The previously mentioned Gallagher’s Boxty House is undeniably the best place to chow down on some delicious boxty in Dublin. Try the Boxty Tasting Slate, an appetizer featuring boxty dumplings with honey and chili, a toasted boxty loaf topped with goat cheese, and boxty fries with a rocket and garlic dip.



The Guinness in Dublin is so good that I couldn’t stop ordering pints while I was there!
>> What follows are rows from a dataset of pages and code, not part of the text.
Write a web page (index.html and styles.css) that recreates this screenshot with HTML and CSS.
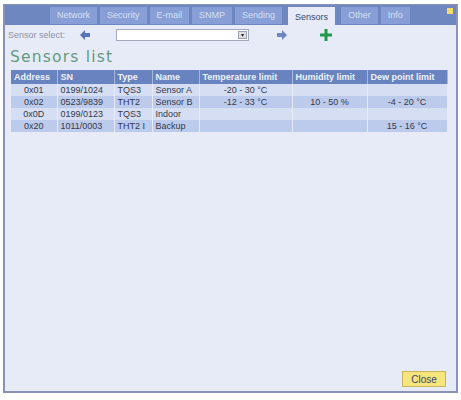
FILE: index.html
```html
<!DOCTYPE html>
<html lang="en">
<head>
    <meta charset="UTF-8">
    <title>Sensors</title>
    <link rel="stylesheet" href="styles.css">
</head>
<body>

<div class="window">
    <div class="tabbar">
        <div class="tabs">
            <span class="tab">Network</span>
            <span class="tab">Security</span>
            <span class="tab">E-mail</span>
            <span class="tab">SNMP</span>
            <span class="tab">Sending</span>
            <span class="tab active">Sensors</span>
            <span class="tab">Other</span>
            <span class="tab">Info</span>
        </div>
        <span class="corner"></span>
    </div>

    <div class="content">
        <div class="toolbar">
            <span class="label">Sensor select:</span>
            <svg class="arrow left" width="10" height="10" viewBox="0 0 10 10">
                <path d="M0 5 L5 0 L5 3 L10 3 L10 7 L5 7 L5 10 Z" fill="#5573b8"/>
            </svg>
            <div class="select"><span class="drop">&#9662;</span></div>
            <svg class="arrow right" width="10" height="10" viewBox="0 0 10 10">
                <path d="M10 5 L5 0 L5 3 L0 3 L0 7 L5 7 L5 10 Z" fill="#6f86c4"/>
            </svg>
            <svg class="plus" width="12" height="12" viewBox="0 0 12 12">
                <path d="M4.5 0 H7.5 V4.5 H12 V7.5 H7.5 V12 H4.5 V7.5 H0 V4.5 H4.5 Z" fill="#1f9a4c"/>
            </svg>
        </div>

        <h2>Sensors list</h2>

        <table class="sensors">
            <thead>
                <tr>
                    <th class="c-addr">Address</th>
                    <th class="c-sn">SN</th>
                    <th class="c-type">Type</th>
                    <th class="c-name">Name</th>
                    <th class="c-temp">Temperature limit</th>
                    <th class="c-hum">Humidity limit</th>
                    <th class="c-dew">Dew point limit</th>
                </tr>
            </thead>
            <tbody>
                <tr>
                    <td class="mid">0x01</td><td>0199/1024</td><td>TQS3</td><td>Sensor A</td>
                    <td class="mid">-20 - 30 °C</td><td></td><td></td>
                </tr>
                <tr>
                    <td class="mid">0x02</td><td>0523/9839</td><td>THT2</td><td>Sensor B</td>
                    <td class="mid">-12 - 33 °C</td><td class="mid">10 - 50 %</td><td class="mid">-4 - 20 °C</td>
                </tr>
                <tr>
                    <td class="mid">0x0D</td><td>0199/0123</td><td>TQS3</td><td>Indoor</td>
                    <td></td><td></td><td></td>
                </tr>
                <tr>
                    <td class="mid">0x20</td><td>1011/0003</td><td>THT2 I</td><td>Backup</td>
                    <td></td><td></td><td class="mid">15 - 16 °C</td>
                </tr>
            </tbody>
        </table>

        <div class="footer">
            <button class="close">Close</button>
        </div>
    </div>
</div>

</body>
</html>
```

FILE: styles.css
```css
body {
    margin: 0;
    padding: 4px 5px 0 3px;
    background-color: #fff;
    font-family: "Liberation Sans", Tahoma, Arial, sans-serif;
    font-size: 9px;
}

.window {
    width: 451px;
    height: 386px;
    border: 2px solid #8a93b3;
    border-top: 1px solid #8a93b3;
    display: flex;
    flex-direction: column;
    background-color: #e7ebf8;
}

.tabbar {
    height: 20px;
    background-color: #6e87c1;
    display: flex;
    align-items: flex-end;
    justify-content: space-between;
    padding-left: 45px;
}

.tabs {
    display: flex;
    gap: 3px;
}

.tab {
    height: 17px;
    padding: 0 7px;
    background-color: #879fd6;
    color: #d6e0f4;
    line-height: 17px;
    font-size: 9px;
}

.tab.active {
    background-color: #e7ebf8;
    color: #3a4668;
    height: 18px;
    line-height: 20px;
    margin: 0 3px;
}

.corner {
    width: 6px;
    height: 6px;
    background-color: #f2dc6a;
    align-self: flex-start;
    margin: 3px 3px 0 0;
}

.content {
    flex: 1;
    display: flex;
    flex-direction: column;
    padding: 3px 7px 4px 3px;
}

.toolbar {
    display: flex;
    align-items: center;
    height: 13px;
}

.label {
    color: #8d93a6;
    font-size: 9px;
    width: 72px;
}

.arrow.left {
    margin-right: 26px;
}

.select {
    width: 131px;
    height: 10px;
    background-color: #fff;
    border: 1px solid #a4aabb;
    display: flex;
    justify-content: flex-end;
    align-items: center;
}

.drop {
    width: 9px;
    height: 8px;
    margin-right: 1px;
    background-color: #dfe1e6;
    border: 1px solid #9aa0b0;
    box-sizing: border-box;
    font-size: 6px;
    line-height: 6px;
    text-align: center;
    color: #222;
}

.arrow.right {
    margin-left: 28px;
}

.plus {
    margin-left: 33px;
}

h2 {
    margin: 7px 0 4px 2px;
    font-family: "DejaVu Sans", Verdana, sans-serif;
    font-size: 15.5px;
    font-weight: normal;
    letter-spacing: 1.2px;
    color: #639a7e;
}

.sensors {
    border-collapse: collapse;
    table-layout: fixed;
    width: 436px;
    margin-left: 3px;
}

.sensors th {
    background-color: #6883bf;
    color: #eef2fb;
    text-align: left;
    font-weight: bold;
    height: 14px;
    padding: 0 3px;
    white-space: nowrap;
    box-sizing: border-box;
    border-right: 1px solid #a8b7de;
}

.sensors td {
    height: 12px;
    padding: 0 3px;
    color: #333a4a;
    white-space: nowrap;
    border-right: 1px solid #e7ebf8;
}

.sensors tbody tr:nth-child(odd) td {
    background-color: #d6def3;
}

.sensors tbody tr:nth-child(even) td {
    background-color: #bccaec;
}

.sensors .mid {
    text-align: center;
}

.c-addr { width: 46px; }
.c-sn { width: 57px; }
.c-type { width: 38px; }
.c-name { width: 47px; }
.c-temp { width: 93px; }
.c-hum { width: 75px; }
.c-dew { width: 80px; }

.footer {
    margin-top: auto;
    display: flex;
    justify-content: flex-end;
}

.close {
    font-family: "Liberation Sans", Tahoma, Arial, sans-serif;
    font-size: 10px;
    color: #3c4566;
    background-color: #f6e47c;
    border: 1px solid #c7b659;
    height: 16px;
    width: 44px;
    padding: 0;
    margin-right: 3px;
}
```
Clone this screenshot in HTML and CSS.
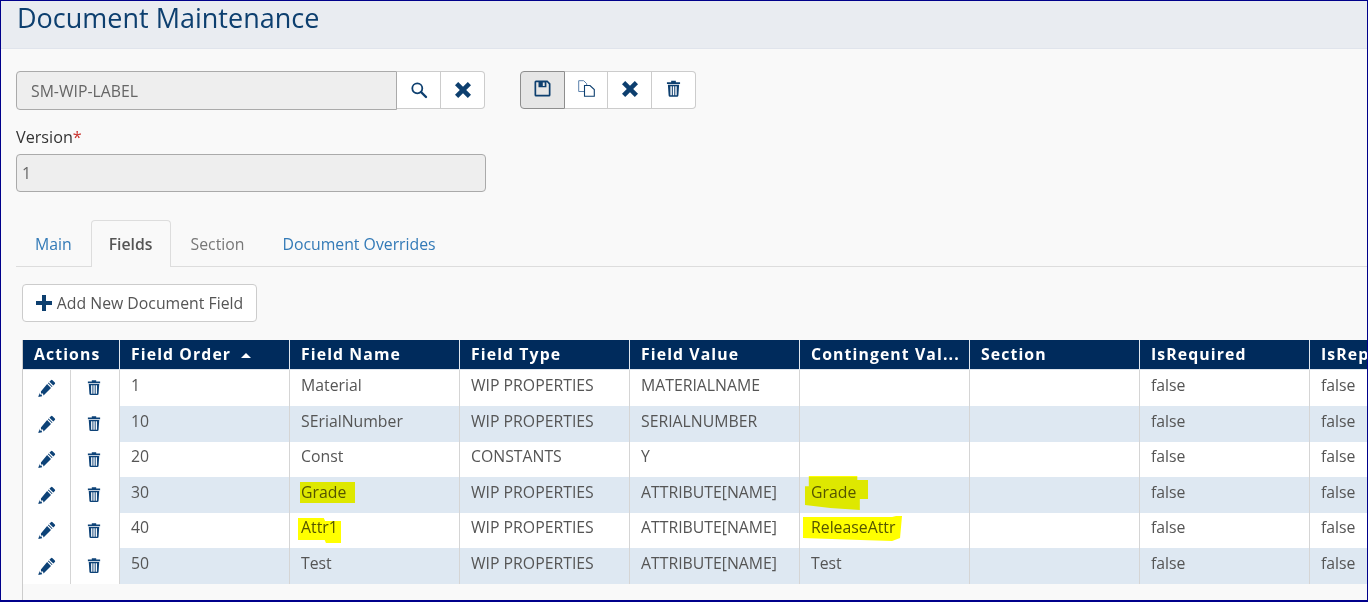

Guinness is Ireland’s prized beer, a dark dry stout that was born in the brewery of Arthur Guinness at Saint James’s Gate in Dublin in 1759. Now brewed in almost 50 countries and available in over 120, Guinness is one of the most well-known beer brands in the world.

Where To Get It

While you can order a pint of Guinness practically anywhere in Dublin, a trip to the capital city wouldn’t be complete without a visit to the Guinness Storehouse, one of the city’s top tourist attractions.

irish whiskey


If you’re not a fan of thick, dark beer and would prefer to try some good Irish whiskey, then Dublin won’t disappoint. A distilled alcoholic beverage made from fermented rye, corn, or barley mash, whiskey is a very popular beverage in the city.

Where To Get It

Like Guinness, good Irish whiskey can be found at nearly every bar in Dublin. For a true Irish whiskey experience, be sure to visit the Irish Whiskey Museum for a tour and tasting.